The Final Refractor Arrives

I waited 5½ years to get a return envelope from Don Mattingly. I spent nearly as long, 4 years, building the 1993 Finest Refractors set. The 199th card arrived at my doorstep in September 2024. The card was a bit tougher to attain than I thought it would be, and early on I certainly would not have identified Mattingly as the most likely to be the final piece of my cardboard puzzle. It wasn’t for a lack of trying.

For starters, I seemed to encounter Mattingly refractors at the same time other cards were available. I often had to make the financially driven decision of acquiring multiple cheaper cards rather than blowing everything on a single name from the checklist. That was the story for the first half of my set building effort, resulting in my walking away from multiple chances for acquiring this card. Later on, I encountered a Mattingly refractor at a card show with an astronomical price tag attached. The seller wasn’t budging from his museum price, and I learned amid growing concern the following year that someone had indeed coughed up his premium price.
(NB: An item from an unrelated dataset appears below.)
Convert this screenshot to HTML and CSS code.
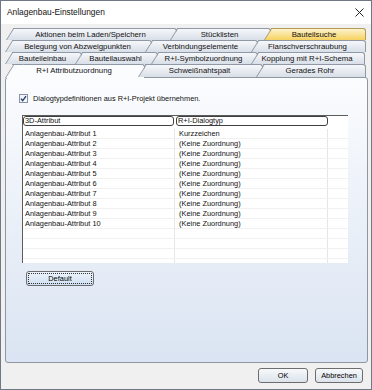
FILE: index.html
```html
<!DOCTYPE html>
<html lang="de">
<head>
  <meta charset="UTF-8" />
  <title>Anlagenbau-Einstellungen</title>
  <link rel="stylesheet" href="styles.css">
</head>
<body>
  <div class="window">
    <div class="titlebar">
      <span class="title">Anlagenbau-Einstellungen</span>
      <svg class="close" width="9" height="9" viewBox="0 0 9 9">
        <path d="M0.5 0.5L8.5 8.5M8.5 0.5L0.5 8.5" stroke="#222" stroke-width="1" fill="none"/>
      </svg>
    </div>

    <div class="client">
      <div class="tabs">
        <div class="tab-row row1">
          <div class="tab"><span>Aktionen beim Laden/Speichern</span></div>
          <div class="tab"><span>Stücklisten</span></div>
          <div class="tab hot"><span>Bauteilsuche</span></div>
        </div>
        <div class="tab-row row2">
          <div class="tab"><span>Belegung von Abzweigpunkten</span></div>
          <div class="tab"><span>Verbindungselemente</span></div>
          <div class="tab"><span>Flanschverschraubung</span></div>
        </div>
        <div class="tab-row row3">
          <div class="tab"><span>Bauteileinbau</span></div>
          <div class="tab"><span>Bauteilauswahl</span></div>
          <div class="tab"><span>R+I-Symbolzuordnung</span></div>
          <div class="tab"><span>Kopplung mit R+I-Schema</span></div>
        </div>
        <div class="tab-row row4">
          <div class="tab selected"><span>R+I Attributzuordnung</span></div>
          <div class="tab"><span>Schweißnahtspalt</span></div>
          <div class="tab"><span>Gerades Rohr</span></div>
        </div>
      </div>

      <div class="panel">
        <label class="check">
          <svg width="9" height="9" viewBox="0 0 9 9">
            <rect x="0.5" y="0.5" width="8" height="8" fill="#f3f5f8" stroke="#8593a5"/>
            <path d="M2 4.6L3.7 6.6L7 2.2" fill="none" stroke="#1f3a70" stroke-width="1.3"/>
          </svg>
          <span>Dialogtypdefinitionen aus R+I-Projekt übernehmen.</span>
        </label>

        <div class="list">
          <div class="list-head">
            <div class="col-head c1">3D-Attribut</div>
            <div class="col-head c2">R+I-Dialogtyp</div>
          </div>
          <div class="list-row"><div class="cell c1">Anlagenbau-Attribut 1</div><div class="cell c2">Kurzzeichen</div><div class="cell c3"></div></div>
          <div class="list-row"><div class="cell c1">Anlagenbau-Attribut 2</div><div class="cell c2">(Keine Zuordnung)</div><div class="cell c3"></div></div>
          <div class="list-row"><div class="cell c1">Anlagenbau-Attribut 3</div><div class="cell c2">(Keine Zuordnung)</div><div class="cell c3"></div></div>
          <div class="list-row"><div class="cell c1">Anlagenbau-Attribut 4</div><div class="cell c2">(Keine Zuordnung)</div><div class="cell c3"></div></div>
          <div class="list-row"><div class="cell c1">Anlagenbau-Attribut 5</div><div class="cell c2">(Keine Zuordnung)</div><div class="cell c3"></div></div>
          <div class="list-row"><div class="cell c1">Anlagenbau-Attribut 6</div><div class="cell c2">(Keine Zuordnung)</div><div class="cell c3"></div></div>
          <div class="list-row"><div class="cell c1">Anlagenbau-Attribut 7</div><div class="cell c2">(Keine Zuordnung)</div><div class="cell c3"></div></div>
          <div class="list-row"><div class="cell c1">Anlagenbau-Attribut 8</div><div class="cell c2">(Keine Zuordnung)</div><div class="cell c3"></div></div>
          <div class="list-row"><div class="cell c1">Anlagenbau-Attribut 9</div><div class="cell c2">(Keine Zuordnung)</div><div class="cell c3"></div></div>
          <div class="list-row"><div class="cell c1">Anlagenbau-Attribut 10</div><div class="cell c2">(Keine Zuordnung)</div><div class="cell c3"></div></div>
          <div class="list-row"><div class="cell c1"></div><div class="cell c2"></div><div class="cell c3"></div></div>
          <div class="list-row"><div class="cell c1"></div><div class="cell c2"></div><div class="cell c3"></div></div>
          <div class="list-row"><div class="cell c1"></div><div class="cell c2"></div><div class="cell c3"></div></div>
          <div class="list-row"><div class="cell c1"></div><div class="cell c2"></div><div class="cell c3"></div></div>
        </div>

        <button class="btn default">Default</button>
      </div>

      <div class="footer">
        <button class="btn ok">OK</button>
        <button class="btn cancel">Abbrechen</button>
      </div>
    </div>
  </div>
</body>
</html>
```

FILE: styles.css
```css
* {
  margin: 0;
  padding: 0;
  box-sizing: border-box;
}

body {
  font-family: "Liberation Sans", Arial, sans-serif;
  font-size: 7.4px;
  color: #111;
  background: #fff;
}

.window {
  width: 372px;
  height: 390px;
  border: 1px solid #6f7884;
  display: flex;
  flex-direction: column;
  background: #fff;
}

/* title bar */
.titlebar {
  height: 23px;
  display: flex;
  align-items: center;
  justify-content: space-between;
  padding: 0 7px 1px 6px;
  background: #fff;
}

.title {
  font-size: 8.4px;
}

.client {
  flex: 1;
  display: flex;
  flex-direction: column;
  background: #f0f0f0;
  padding: 4px 3px 0 4px;
}

/* tabs */
.tab-row {
  display: flex;
  height: 12px;
}

.row4 {
  height: 13px;
}

.tab {
  position: relative;
  flex: none;
  height: 100%;
  padding-right: 8px;
  border-top: 1px solid #8f98a4;
  border-right: 1px solid #8f98a4;
  border-top-right-radius: 3px;
  background: linear-gradient(#f5f7fa, #d9dfe8);
  font-size: 7.8px;
  text-align: center;
  line-height: 11px;
  white-space: nowrap;
}

.tab::before {
  content: "";
  position: absolute;
  left: -7px;
  top: -1px;
  bottom: 0;
  width: 9px;
  background: inherit;
  border-top: 1px solid #8f98a4;
  border-left: 1px solid #8f98a4;
  transform: skewX(-32deg);
  transform-origin: 0 100%;
}

.tab span {
  position: relative;
}

.tab.hot,
.tab.hot::before {
  background: linear-gradient(#fdf3cc, #f6d25e);
  border-color: #b39a58;
}

.tab.selected {
  height: 14px;
  background: #fbfcfe;
  line-height: 12px;
}

.row1 .tab:nth-child(1) { width: 164px; margin-left: 8px; }
.row1 .tab:nth-child(2) { width: 94px; }
.row1 .tab:nth-child(3) { width: 95px; }

.row2 .tab:nth-child(1) { width: 140px; margin-left: 7px; }
.row2 .tab:nth-child(2) { width: 106px; }
.row2 .tab:nth-child(3) { width: 108px; }

.row3 .tab:nth-child(1) { width: 70px; margin-left: 7px; }
.row3 .tab:nth-child(2) { width: 76px; }
.row3 .tab:nth-child(3) { width: 100px; }
.row3 .tab:nth-child(4) { width: 107px; }

.row4 .tab:nth-child(1) { width: 133px; margin-left: 7px; }
.row4 .tab:nth-child(2) { width: 118px; }
.row4 .tab:nth-child(3) { width: 103px; }

/* page */
.panel {
  flex: none;
  height: 286px;
  border: 1px solid #8e969f;
  border-radius: 3px;
  background: linear-gradient(#fbfcfe, #dae4f2);
  padding: 15px 0 0 13px;
}

.check {
  display: flex;
  align-items: center;
  gap: 5px;
  height: 10px;
}

.list {
  width: 326px;
  height: 148px;
  margin: 12px 0 0 3px;
  background: #fff;
  border-top: 1px solid #5c5c5c;
  border-left: 1px solid #5c5c5c;
  overflow: hidden;
}

.list-head {
  display: flex;
  gap: 2px;
  height: 13px;
}

.col-head {
  height: 10px;
  line-height: 8px;
  padding-left: 1px;
  border: 1px solid #3f3f3f;
  border-radius: 3px;
  background: #fff;
}

.col-head.c1 { width: 151px; }
.col-head.c2 { width: 152px; }

.list-row {
  display: flex;
  height: 10px;
  line-height: 9px;
  border-bottom: 1px solid #f1f1f1;
}

.cell {
  height: 100%;
  white-space: nowrap;
}

.cell.c1 {
  width: 152px;
  padding-left: 2px;
  border-right: 1px solid #e6e6e6;
}

.cell.c2 {
  width: 153px;
  padding-left: 4px;
  border-right: 1px solid #e6e6e6;
}

.cell.c3 {
  flex: 1;
}

/* buttons */
.btn {
  height: 15px;
  font-family: inherit;
  font-size: 7.4px;
  color: #000;
  border: 1px solid #6d6d6d;
  border-radius: 3px;
  background: linear-gradient(#f7f9fb, #dce3ec);
}

.default {
  display: block;
  width: 68px;
  margin: 8px 0 0 7px;
  background: linear-gradient(#eef4fb, #cfdff2);
  outline: 1px dotted #333;
  outline-offset: -3px;
}

.footer {
  flex: 1;
  display: flex;
  justify-content: flex-end;
  gap: 7px;
  padding: 5px 5px 0 0;
}

.ok { width: 50px; }
.cancel { width: 48px; }
```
I began to get more serious, specifically seeking out a suitable Mattingly card above some of the other needs in my checklist. I found a promising example on eBay from a very self-promotional seller who is moderately well known (possibly infamous?) in collecting circles. We made a deal and within hours he had broken it off, claimed the card was damaged, issued a refund, and relisted and sold the same serial numbered slab to someone else. My eBay use remains minimal in the wake of this and other similar episodes.

The search was once again renewed, and I eventually found a raw, slightly off-center copy. The card was soon secured, sent off to SGC, and now resides as the final piece of my Refractor set.

1993 Finest Refractor #98 Don Mattingly

Of interest during the process was the attention being paid to this card by another collector. Conversations with others in the hobby revealed a third party slowly building quite a stash of Mattingly Refractors. A photograph of the collection revealed 7 shiny Mattingly parallels, 8 if one includes the even harder to find promotional sample refractor. This isn’t [yet] at the level I would describe as hoarding, though the existence of so many Mattingly cards in one place was in the back of my mind with every ping of an outbid notice hitting my inbox.

[Side Note: If you’re the owner of those cards your Mattingly collection looks fantastic – truly well done]

The Set Is Finished

From start to finish, completing this set took about 4 years. That’s a pace of roughly one card per week and thoroughly trounces the one card per month pace I originally estimated for this project. An even bigger project has been documenting the whole thing, from recording my purchases to analyzing tens of thousands of data points for insights into the availability of the cards I was seeking. I plan to continue building out my database and publishing information about these cards on a regular basis.

This post represents the 199th and final profile of a card appearing in the ’93 Finest checklist. This seems like just the start of the information I would like to share about these cards and its completion frees up resources for deeper looks at other aspects of collecting these cards. Some collectors have reached out with ideas of things they would like to see, and I am all ears to any suggestions. In early January I intend to push out an expanded version of my (now) annual Refractor Report. Following shortly behind that are looks into the world of unopened Finest materials and the alleged short-prints of the set, complete with a theory that actually matches up with the data rather than relying on anecdotes. Even more is on the way.

I am pausing until January to catch my collecting breath and to allow for the introduction of the set collecting goal that will be taking the place of my Refractor chase. In November and December, I want to introduce you to some cards that are nearly twice my age. I can’t let my cards get boring.